Again, the same is true for graphic design.

Now contrast by itself is just a trick. I strongly encouraged the members to use the contrast to set up an intentional direction of eye movement through and across the various sides of their clock collages, using such attributes as strong color or interesting photo cropping to draw the eye to certain elements of the design first, second, third, and so forth.

What You Can Learn from This Case Study

The first thing to learn is that successful graphic design and successful fine art are based on similar (or even the same) principles. You can learn a lot by going to the art museum or studying fine art print books along with your design textbooks. In fact, you might want to study the following artists: Piet Mondrian, Toulouse Lautrec, and Andy Warhol, all of whom pursued careers in both graphic design and fine art.
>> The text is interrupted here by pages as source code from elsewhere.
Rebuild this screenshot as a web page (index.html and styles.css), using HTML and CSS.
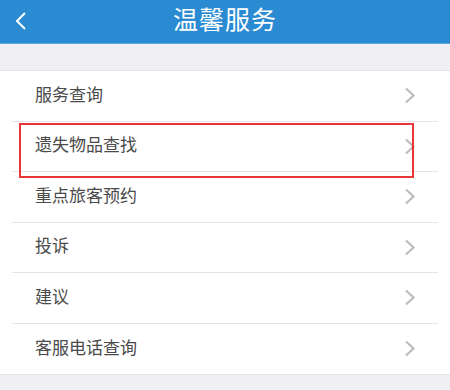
FILE: index.html
```html
<!DOCTYPE html>
<html lang="zh">
<head>
<meta charset="utf-8">
<link rel="stylesheet" href="styles.css">
</head>
<body>
<header class="bar">
  <span class="back"><svg width="14" height="20" viewBox="0 0 14 20"><path d="M11 2 L3 10 L11 18" fill="none" stroke="#fff" stroke-width="2"/></svg></span>
  <h1 class="title">温馨服务</h1>
</header>
<div class="gap"></div>
<ul class="list">
  <li class="row"><span class="label">服务查询</span><svg class="chev" width="12" height="17" viewBox="0 0 12 17"><path d="M2 1.5 L9.5 8.5 L2 15.5" fill="none" stroke="#bcbcbc" stroke-width="2.2"/></svg></li>
  <li class="row marked"><span class="label">遗失物品查找</span><svg class="chev" width="12" height="17" viewBox="0 0 12 17"><path d="M2 1.5 L9.5 8.5 L2 15.5" fill="none" stroke="#bcbcbc" stroke-width="2.2"/></svg></li>
  <li class="row"><span class="label">重点旅客预约</span><svg class="chev" width="12" height="17" viewBox="0 0 12 17"><path d="M2 1.5 L9.5 8.5 L2 15.5" fill="none" stroke="#bcbcbc" stroke-width="2.2"/></svg></li>
  <li class="row"><span class="label">投诉</span><svg class="chev" width="12" height="17" viewBox="0 0 12 17"><path d="M2 1.5 L9.5 8.5 L2 15.5" fill="none" stroke="#bcbcbc" stroke-width="2.2"/></svg></li>
  <li class="row"><span class="label">建议</span><svg class="chev" width="12" height="17" viewBox="0 0 12 17"><path d="M2 1.5 L9.5 8.5 L2 15.5" fill="none" stroke="#bcbcbc" stroke-width="2.2"/></svg></li>
  <li class="row"><span class="label">客服电话查询</span><svg class="chev" width="12" height="17" viewBox="0 0 12 17"><path d="M2 1.5 L9.5 8.5 L2 15.5" fill="none" stroke="#bcbcbc" stroke-width="2.2"/></svg></li>
</ul>
</body>
</html>
```
FILE: styles.css
```css
* { box-sizing: border-box; margin: 0; padding: 0; }
body {
  background: #efeff4;
  font-family: "Noto Sans CJK SC", "Noto Sans", sans-serif;
  width: 450px;
  height: 390px;
  overflow: hidden;
}
.bar {
  height: 44px;
  background: #2a8bd3;
  border-bottom: 1px solid #5aa8e3;
  display: flex;
  align-items: center;
  justify-content: center;
  position: relative;
}
.back {
  position: absolute;
  left: 14px;
  top: 11px;
  display: flex;
}
.title {
  color: #fff;
  font-size: 25px;
  font-weight: 400;
  letter-spacing: 1px;
  line-height: 1;
  margin-top: -6px;
}
.gap { height: 26px; }
.list {
  list-style: none;
  background: #fff;
  border-top: 1px solid #e3e3e6;
  border-bottom: 1px solid #e3e3e6;
  padding-left: 12px;
}
.row {
  height: 50.5px;
  display: flex;
  align-items: center;
  justify-content: space-between;
  padding-left: 23px;
  padding-right: 22px;
  border-bottom: 1px solid #e4e4e6;
  margin-right: 12px;
  font-size: 17px;
  color: #4a4a4a;
  position: relative;
}
.row:last-child { border-bottom: none; }
.label {
  line-height: 1;
  margin-top: -5px;
}
.chev { display: block; }
.marked::after {
  content: "";
  position: absolute;
  left: 7px;
  right: 24px;
  top: 1px;
  bottom: -7px;
  border: 2px solid #e8373a;
  pointer-events: none;
}
```
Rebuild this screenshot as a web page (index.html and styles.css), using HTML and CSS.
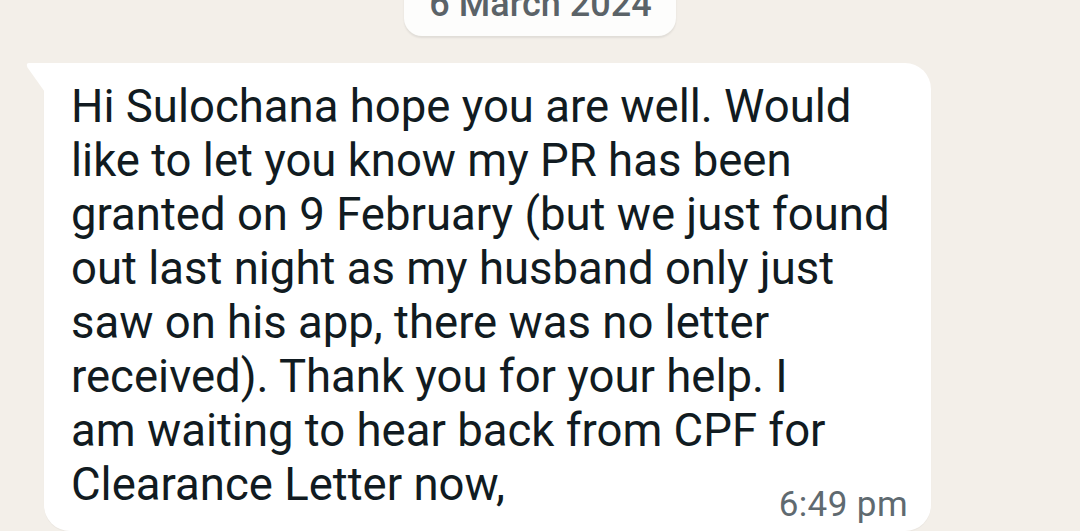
FILE: index.html
```html
<!DOCTYPE html>
<html>
<head>
<title>Chat</title>
<link rel="stylesheet" href="styles.css">
</head>
<body>
<div class="chat">
    <div class="date-row">
        <div class="date-pill">6 March 2024</div>
    </div>
    <div class="msg-row">
        <div class="bubble">
            <svg class="tail" width="22" height="32" viewBox="0 0 22 32">
                <path d="M22 0 L22 32 L2.5 4.5 Q0.5 0 4 0 Z" fill="#ffffff"/>
            </svg>
            <div class="msg-text">Hi Sulochana hope you are well. Would like to let you know my PR has been granted on 9 February (but we just found out last night as my husband only just saw on his app, there was no letter received). Thank you for your help. I<br>am waiting to hear back from CPF for Clearance Letter now,</div>
            <div class="msg-time">6:49 pm</div>
        </div>
    </div>
</div>
</body>
</html>
```

FILE: styles.css
```css
html, body {
    margin: 0;
    height: 100%;
    overflow: hidden;
}

body {
    background-color: #f3efe9;
    font-family: Roboto, "Noto Sans", sans-serif;
}

.chat {
    display: flex;
    flex-direction: column;
}

.date-row {
    display: flex;
    justify-content: center;
    margin-top: -23px;
}

.date-pill {
    background-color: #fdfdfc;
    color: #5b6368;
    font-size: 36px;
    font-weight: 500;
    line-height: 40px;
    padding: 7px 24px 12px 25px;
    border-radius: 0 0 18px 18px;
    box-shadow: 0 2px 2px rgba(0, 0, 0, 0.08);
}

.msg-row {
    display: flex;
    margin-top: 27px;
    padding-left: 44px;
}

.bubble {
    position: relative;
    width: 887px;
    box-sizing: border-box;
    background-color: #ffffff;
    border-radius: 0 26px 26px 26px;
    padding: 17px 23px 8px 27px;
    display: grid;
    grid-template-areas: "body";
    box-shadow: 0 1px 1px rgba(0, 0, 0, 0.04);
}

.tail {
    position: absolute;
    left: -19px;
    top: 0;
}

.msg-text {
    grid-area: body;
    color: #111b21;
    font-size: 45.5px;
    line-height: 54px;
    margin-bottom: 11px;
    padding-right: 7px;
}

.msg-time {
    grid-area: body;
    justify-self: end;
    align-self: end;
    color: #5f6a70;
    font-size: 35px;
    letter-spacing: 0.4px;
    line-height: 40px;
    margin-bottom: -2px;
}
```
If you keep an open mind, you’ll learn a lot.

Another thing to learn is that contrast elicits interest in a piece of fine art or a graphic design. You can contrast size, color, edge treatment, or the amount of activity in photos. But for this not to become a trick of the eye, it’s important to consider the message you’re conveying and how you want the reader’s eye to travel through the fine art piece, poster, brochure, print book page spread, or whatever. Ask yourself the following. How can your treatment of the images reinforce the statement you’re making?

Another thing to learn is that the more you look, the more you will see. If you like a billboard you see while driving, ask yourself why. What is the message it conveys, and how do the various graphic elements reinforce this message? If you like a poster, brochure, or print book page spread, ask yourself the same questions.

Also, since our world is becoming increasingly visual, with YouTube apparently surpassing Google as the primary search engine, consider the use of photos online, in commercial printing, and even in photo collage. (By the way, the collage work our autistic students were doing is called photo compositing in the graphic design world. The main difference is that graphic designers do the compositing in Photoshop on a computer rather than by hand with magazine photos, scissors, and glue.)